NHMDenmark / Mass-Digitizer

Common repo for the DaSSCo team
Apache License 2.0
1 stars 0 forks source link

Sort out folder names for dataset exports #350

Closed jlegind closed 1 year ago

jlegind commented 1 year ago

Issue

We need to have a consistent way of naming data export files for easy identification.

Description

There needs to be a simple logical structure to the dataset exports from the Digi App so that post-processing and workbench imports can run smoothly.

Solution

Directory Path: N:\SCI-SNM-DigitalCollections\DaSSCo\Digi App\Data

Suggestion:
After a file comes into the path\Exported_files_from_app and the file is picked up by the data manager, it needs to be transferred into the PostProcessed_openrefine sub-directory to facilitate tracking of the process. It is desirable to have the Exported_from_app_data_files directory almost empty which tells us the datasets that were exported are being post-processed and imported into Specify.

After the post processed dataset is imported into Specify it is moved into the 'Imported_specify' which exists in the 'Path' directory.
When I write files are 'moved' I mean that they are cut and pasted so that files are not replicated all over the directory structure.

jlegind commented 1 year ago

Import protocol has also been updated. https://github.com/NHMDenmark/Mass-Digitizer/blob/main/documentation/import_protocol.md

PipBrewer commented 1 year ago

Finish updating folders with Matilde's corrected spreadsheets - checking they are in Specify, moving to correct folder and deleting unwanted folders

jlegind commented 1 year ago

My immediate solution would be [collection name] like NHMDHerba, then the [date] (yyyymmdd_). Then [hoursminutes] and initials . Example:
NHMD_Herba_20230621_14_05_MG.csv

jlegind commented 1 year ago

Matilde and Chelsea have been contacted.

jlegind commented 1 year ago

Matilde agreed to the proposed format above.

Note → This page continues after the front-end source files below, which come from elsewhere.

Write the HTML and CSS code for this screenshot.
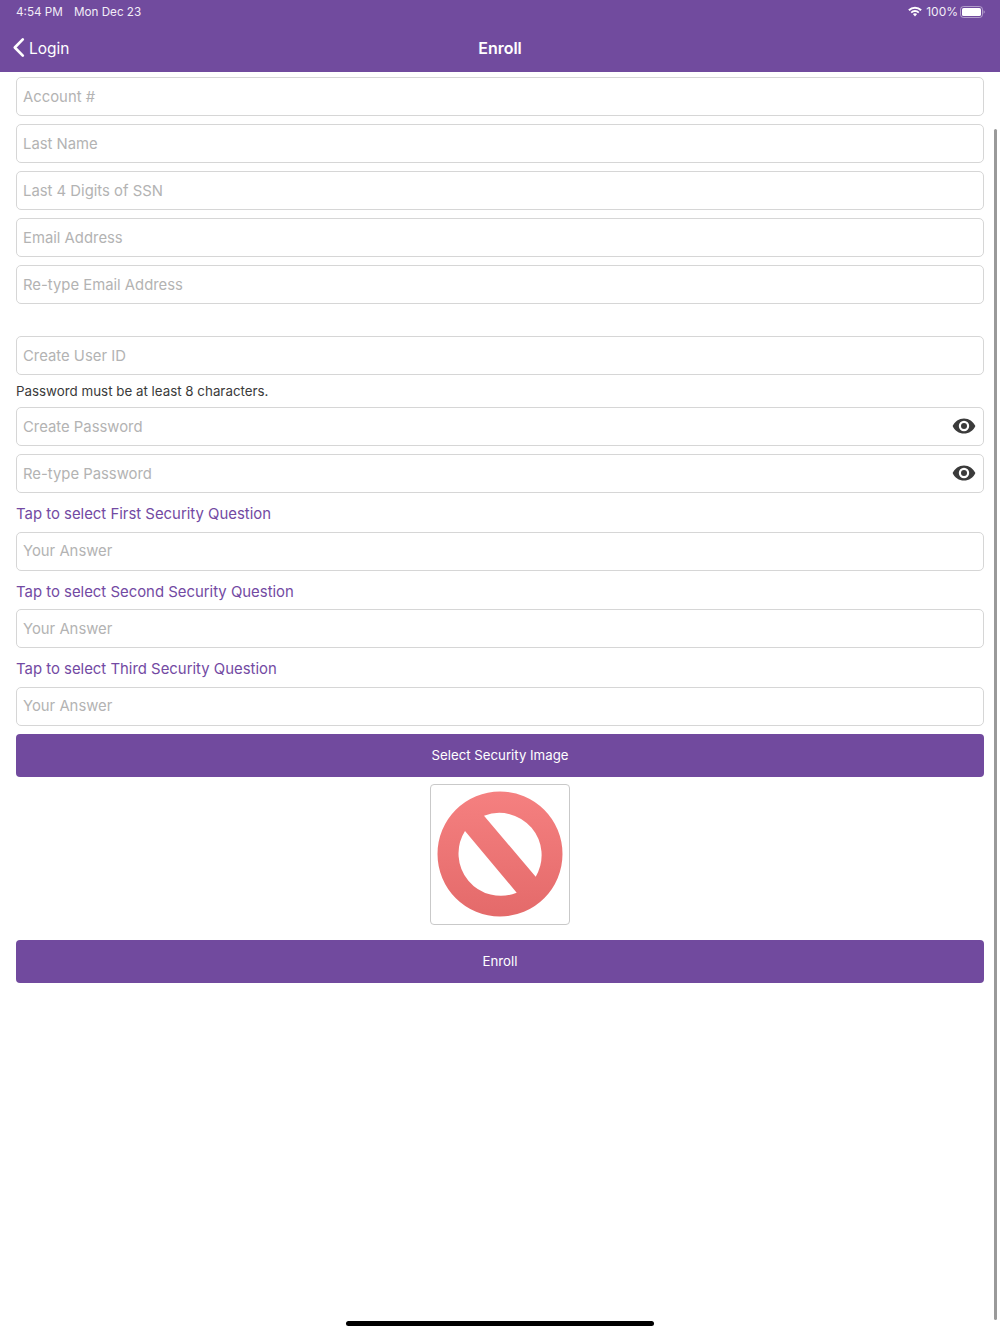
FILE: index.html
```html
<!DOCTYPE html>
<html lang="en">
<head>
<meta charset="utf-8">
<title>Enroll</title>
<link rel="stylesheet" href="styles.css">
</head>
<body>
<div class="screen">
  <header class="top">
    <div class="status">
      <div class="status-left"><span>4:54 PM</span><span>Mon Dec 23</span></div>
      <div class="status-right">
        <svg class="wifi" width="14" height="11" viewBox="0 0 14 11"><path d="M0.2 3.6A9.6 9.6 0 0 1 13.800 3.600L12.400 5A7.700 7.700 0 0 0 1.600 5Z" fill="#fff"/><path d="M2.600 5.900A6.300 6.300 0 0 1 11.400 5.900L10.200 7.200A4.600 4.600 0 0 0 3.800 7.200Z" fill="#fff"/><path d="M4.900 8.100A3.100 3.100 0 0 1 9.100 8.100L7 10.500Z" fill="#fff"/></svg>
        <span class="pct">100%</span>
        <svg class="battery" width="25" height="12" viewBox="0 0 25 12"><rect x="0.500" y="0.500" width="22" height="11" rx="3" fill="none" stroke="#fff" stroke-opacity="0.45"/><rect x="2" y="2" width="19" height="8" rx="1.600" fill="#fff"/><path d="M23.600 4.200a2 2 0 0 1 0 3.600Z" fill="#fff" fill-opacity="0.5"/></svg>
      </div>
    </div>
    <nav class="nav">
      <div class="back">
        <svg class="chevron" width="13" height="21" viewBox="0 0 13 21"><path d="M10.800 2.400 2.800 10.500l8 8.100" fill="none" stroke="#fff" stroke-width="2.700" stroke-linecap="round" stroke-linejoin="round"/></svg>
        <span>Login</span>
      </div>
      <div class="nav-title">Enroll</div>
    </nav>
  </header>
  <main class="form">
    <div class="group">
      <div class="field"><input placeholder="Account #"></div>
      <div class="field"><input placeholder="Last Name"></div>
      <div class="field"><input placeholder="Last 4 Digits of SSN"></div>
      <div class="field"><input placeholder="Email Address"></div>
      <div class="field"><input placeholder="Re-type Email Address"></div>
    </div>
    <div class="group second">
      <div class="field"><input placeholder="Create User ID"></div>
      <p class="note">Password must be at least 8 characters.</p>
      <div class="field"><input placeholder="Create Password">
        <svg class="eye" width="24" height="16" viewBox="0 0 24 16"><path fill-rule="evenodd" d="M12 0.400C17 0.400 21.200 3.400 23.400 8 21.200 12.600 17 15.600 12 15.600S2.800 12.600 0.600 8C2.800 3.400 7 0.400 12 0.400ZM12 2.800A5.200 5.200 0 1 0 12 13.200 5.200 5.200 0 1 0 12 2.800Z" fill="#3b3b3b"/><circle cx="12" cy="8" r="3" fill="#3b3b3b"/></svg>
      </div>
      <div class="field"><input placeholder="Re-type Password">
        <svg class="eye" width="24" height="16" viewBox="0 0 24 16"><path fill-rule="evenodd" d="M12 0.400C17 0.400 21.200 3.400 23.400 8 21.200 12.600 17 15.600 12 15.600S2.800 12.600 0.600 8C2.800 3.400 7 0.400 12 0.400ZM12 2.800A5.200 5.200 0 1 0 12 13.200 5.200 5.200 0 1 0 12 2.800Z" fill="#3b3b3b"/><circle cx="12" cy="8" r="3" fill="#3b3b3b"/></svg>
      </div>
      <div class="question">Tap to select First Security Question</div>
      <div class="field"><input placeholder="Your Answer"></div>
      <div class="question">Tap to select Second Security Question</div>
      <div class="field"><input placeholder="Your Answer"></div>
      <div class="question">Tap to select Third Security Question</div>
      <div class="field"><input placeholder="Your Answer"></div>
    </div>
    <button class="btn">Select Security Image</button>
    <div class="image-box">
      <svg width="126" height="126" viewBox="0 0 126 126">
        <defs><linearGradient id="red" x1="0" y1="0" x2="0" y2="1"><stop offset="0" stop-color="#f58080"/><stop offset="1" stop-color="#e46a6a"/></linearGradient></defs>
        <path fill-rule="evenodd" fill="url(#red)" d="M63 0.500A62.500 62.500 0 1 1 63 125.500A62.500 62.500 0 1 1 63 0.500ZM28 40A42.300 42.300 0 0 0 79.700 101.700L28 40ZM47 24.700 98.700 85.700A42.300 42.300 0 0 0 47 24.700Z"/>
      </svg>
    </div>
    <button class="btn enroll">Enroll</button>
  </main>
  <div class="scrollbar"></div>
  <div class="home"></div>
</div>
</body>
</html>
```
FILE: styles.css
```css
* { box-sizing: border-box; }
html, body { margin: 0; padding: 0; background: #fff; }
body { font-family: Inter, "Liberation Sans", sans-serif; }
.screen { position: relative; width: 1000px; height: 1334px; overflow: hidden; background: #fff; }
.top { height: 72px; background: #714b9e; color: #fff; }
.status { height: 24px; padding: 0 15px 1px 16px; display: flex; justify-content: space-between; align-items: center; font-size: 11.7px; color: #f2edf7; }
.status-left { display: flex; gap: 11px; }
.status-right { display: flex; align-items: center; gap: 4px; }
.pct { font-size: 12px; margin-right: -2px; }
.nav { position: relative; height: 48px; display: flex; align-items: center; justify-content: center; }
.back { position: absolute; left: 12px; top: 0; height: 48px; display: flex; align-items: center; gap: 4px; font-size: 15.5px; }
.chevron { margin-top: -1px; }
.nav-title { font-size: 16px; font-weight: 600; }
.form { padding: 5px 16px 0; }
.group { display: flex; flex-direction: column; }
.second { margin-top: 24px; }
.field { position: relative; height: 39px; margin-bottom: 8px; }
.field input { width: 100%; height: 100%; border: 1px solid #d6d6d6; border-radius: 5px; padding: 0 40px 0 6px; font: 14.850px Inter, "Liberation Sans", sans-serif; color: #333; background: #fff; outline: none; }
.field input::placeholder { color: #b3b3b3; opacity: 1; }
.eye { position: absolute; right: 8px; top: 11px; }
.note { margin: -5px 0 0; height: 29px; line-height: 22px; font-size: 13.350px; color: #3a3a3a; padding-top: 2px; }
.question { height: 30.600px; padding-top: 1px; line-height: 25px; font-size: 14.900px; color: #734aa3; }
.btn { display: block; width: 100%; height: 43px; border: 0; border-radius: 4px; background: #714a9e; color: #fff; font: 13.250px Inter, "Liberation Sans", sans-serif; padding: 0; }
.enroll { margin-top: 15px; }
.image-box { width: 140px; height: 141px; margin: 7px auto 0; border: 1px solid #c9c9c9; border-radius: 4px; display: flex; align-items: center; justify-content: center; }
.scrollbar { position: absolute; left: 994px; top: 129px; width: 3px; height: 1191px; background: #9a9a9a; border-radius: 2px; }
.home { position: absolute; left: 346px; top: 1321px; width: 308px; height: 5px; background: #000; border-radius: 3px; }
```
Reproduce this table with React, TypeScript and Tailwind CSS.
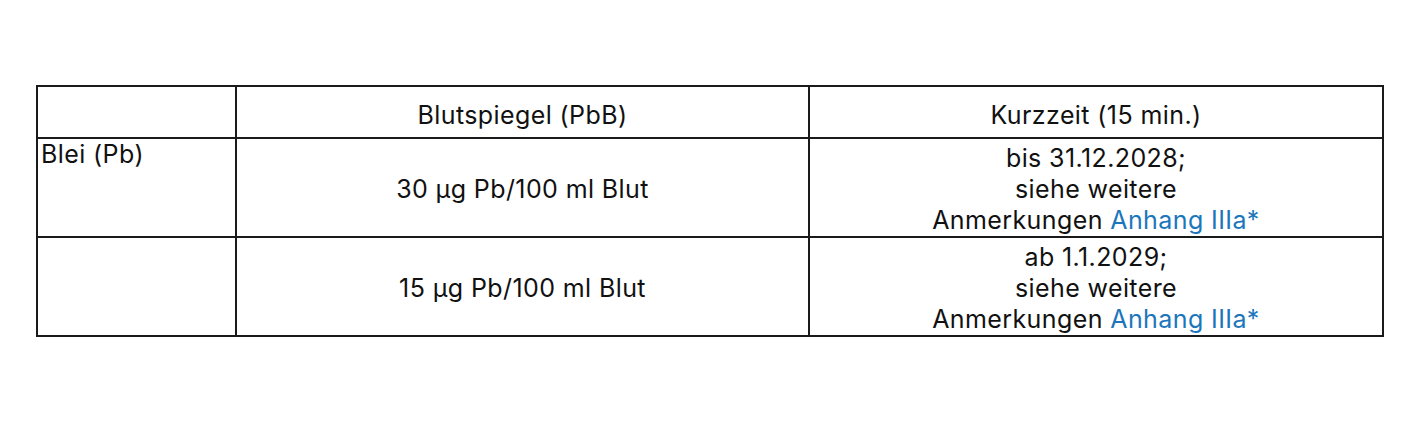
export default function App() {
  const link = "text-[#1b76bb]";
  return (
    <div className="w-[1417px] h-[425px] bg-white pt-[85px] pl-[36px] font-['Inter',sans-serif] text-[25px] leading-[31px] tracking-[0.4px] text-[#111]">
      <table className="border-collapse table-fixed w-[1346px]">
        <colgroup>
          <col className="w-[199px]" />
          <col className="w-[573px]" />
          <col className="w-[574px]" />
        </colgroup>
        <tbody>
          <tr className="h-[52px]">
            <td className="border-2 border-[#1a1a1a]"></td>
            <td className="border-2 border-[#1a1a1a] text-center align-middle pt-[6px]">
              Blutspiegel (PbB)
            </td>
            <td className="border-2 border-[#1a1a1a] text-center align-middle pt-[6px]">
              Kurzzeit (15 min.)
            </td>
          </tr>
          <tr className="h-[99px]">
            <td className="border-2 border-[#1a1a1a] align-top px-[3px] pt-0">Blei (Pb)</td>
            <td className="border-2 border-[#1a1a1a] text-center align-middle pt-[3px]">
              30 µg Pb/100 ml Blut
            </td>
            <td className="border-2 border-[#1a1a1a] text-center align-middle pt-[3px]">
              bis 31.12.2028;
              <br />
              siehe weitere
              <br />
              Anmerkungen <span className={link}>Anhang IIIa*</span>
            </td>
          </tr>
          <tr className="h-[99px]">
            <td className="border-2 border-[#1a1a1a]"></td>
            <td className="border-2 border-[#1a1a1a] text-center align-middle pt-[4px]">
              15 µg Pb/100 ml Blut
            </td>
            <td className="border-2 border-[#1a1a1a] text-center align-middle pt-[4px]">
              ab 1.1.2029;
              <br />
              siehe weitere
              <br />
              Anmerkungen <span className={link}>Anhang IIIa*</span>
            </td>
          </tr>
        </tbody>
      </table>
    </div>
  );
}
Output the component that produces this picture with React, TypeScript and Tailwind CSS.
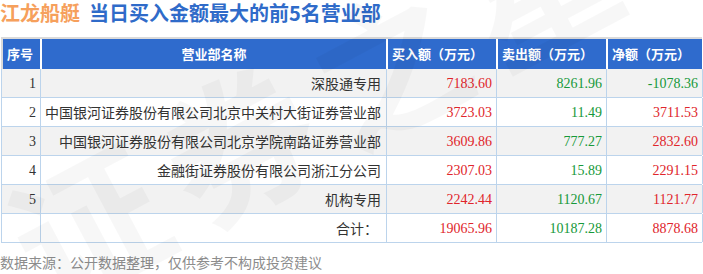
const rows = [
  { no: "1", name: "深股通专用", buy: "7183.60", sell: "8261.96", net: "-1078.36", netUp: false },
  { no: "2", name: "中国银河证券股份有限公司北京中关村大街证券营业部", buy: "3723.03", sell: "11.49", net: "3711.53", netUp: true },
  { no: "3", name: "中国银河证券股份有限公司北京学院南路证券营业部", buy: "3609.86", sell: "777.27", net: "2832.60", netUp: true },
  { no: "4", name: "金融街证券股份有限公司浙江分公司", buy: "2307.03", sell: "15.89", net: "2291.15", netUp: true },
  { no: "5", name: "机构专用", buy: "2242.44", sell: "1120.67", net: "1121.77", netUp: true },
];

const cjk = "font-['Noto_Sans_CJK_SC','Noto_Sans',sans-serif]";
const num = "font-['Liberation_Serif',serif]";
const cols = "grid grid-cols-[39px_346px_110px_110px_96px]";

export default function App() {
  return (
    <div className={`relative w-[703px] h-[274px] overflow-hidden bg-white ${cjk}`}>
      {/* title */}
      <div className="h-[26px] flex items-center text-[20px] font-bold leading-[26px]">
        <span className="text-[#f6a05c]">江龙船艇</span>
        <span className="ml-[9px] text-[#2f6bc9]">当日买入金额最大的前5名营业部</span>
      </div>

      {/* table */}
      <div className="mt-[11px] ml-px w-[701px] border-t-2 border-[#dadada]">
        <div className={`${cols} h-[30px] bg-[#2f6bcd] text-white text-[13px] font-semibold border-l-2 border-[#dadada]`}>
          <div className="flex items-center pl-[4px] border-r-2 border-white">序号</div>
          <div className="flex items-center justify-center border-r-2 border-white">营业部名称</div>
          <div className="flex items-center pl-[4px] border-r-2 border-white">买入额（万元）</div>
          <div className="flex items-center pl-[4px] border-r-2 border-white">卖出额（万元）</div>
          <div className="flex items-center pl-[4px]">净额（万元）</div>
        </div>

        {rows.map((r, i) => (
          <div
            key={r.no}
            className={`${cols} h-[29px] border-l border-b border-[#bcd4ec] ${i % 2 === 0 ? "bg-[#f2f2f2]" : "bg-white"}`}
          >
            <div className={`flex items-center justify-end pr-[4px] border-r border-[#bcd4ec] text-[14px] text-[#333] ${num}`}>{r.no}</div>
            <div className="flex items-center justify-end pr-[5px] border-r border-[#bcd4ec] text-[14px] text-[#333] whitespace-nowrap">{r.name}</div>
            <div className={`flex items-center justify-end pr-[4px] border-r border-[#bcd4ec] text-[14px] text-[#e0252b] ${num}`}>{r.buy}</div>
            <div className={`flex items-center justify-end pr-[4px] border-r border-[#bcd4ec] text-[14px] text-[#17993a] ${num}`}>{r.sell}</div>
            <div className={`flex items-center justify-end pr-[4px] border-r border-[#bcd4ec] text-[14px] ${r.netUp ? "text-[#e0252b]" : "text-[#17993a]"} ${num}`}>{r.net}</div>
          </div>
        ))}

        <div className={`${cols} h-[29px] border-l border-b border-[#bcd4ec] bg-white`}>
          <div className="border-r border-[#bcd4ec]" />
          <div className="flex items-center justify-end pr-[8px] border-r border-[#bcd4ec] text-[14px] text-[#333]">合计：</div>
          <div className={`flex items-center justify-end pr-[4px] border-r border-[#bcd4ec] text-[14px] text-[#e0252b] ${num}`}>19065.96</div>
          <div className={`flex items-center justify-end pr-[4px] border-r border-[#bcd4ec] text-[14px] text-[#17993a] ${num}`}>10187.28</div>
          <div className={`flex items-center justify-end pr-[4px] border-r border-[#bcd4ec] text-[14px] text-[#e0252b] ${num}`}>8878.68</div>
        </div>
      </div>

      {/* footer */}
      <div className="mt-[12px] text-[14px] text-[#8c8c8c] leading-none">数据来源：公开数据整理，仅供参考不构成投资建议</div>

      {/* watermark */}
      <div className="pointer-events-none absolute left-[-20px] top-[20px] -rotate-[28deg] origin-center text-[150px] font-bold leading-none text-black/[0.03] whitespace-nowrap tracking-[20px]">
        证券之星
      </div>
    </div>
  );
}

PipBrewer commented 1 year ago

@jlegind There still seems to be unwanted folders in the Data folder on the N Drive (for imports)

jlegind commented 1 year ago

I did a thorough clean up and double checking of the redundant folders and their files. Those folders are gone now.

jlegind commented 1 year ago

There is a 'Capture_one_test' directory which contains many .tif files. I decided to leave this one alone. Also there is a temp folder which I use for checking file structure by saving suspect csv exports as Excel files which yields a quick overview over content and columns. Is there data missing? Do all records have the correct number of columns?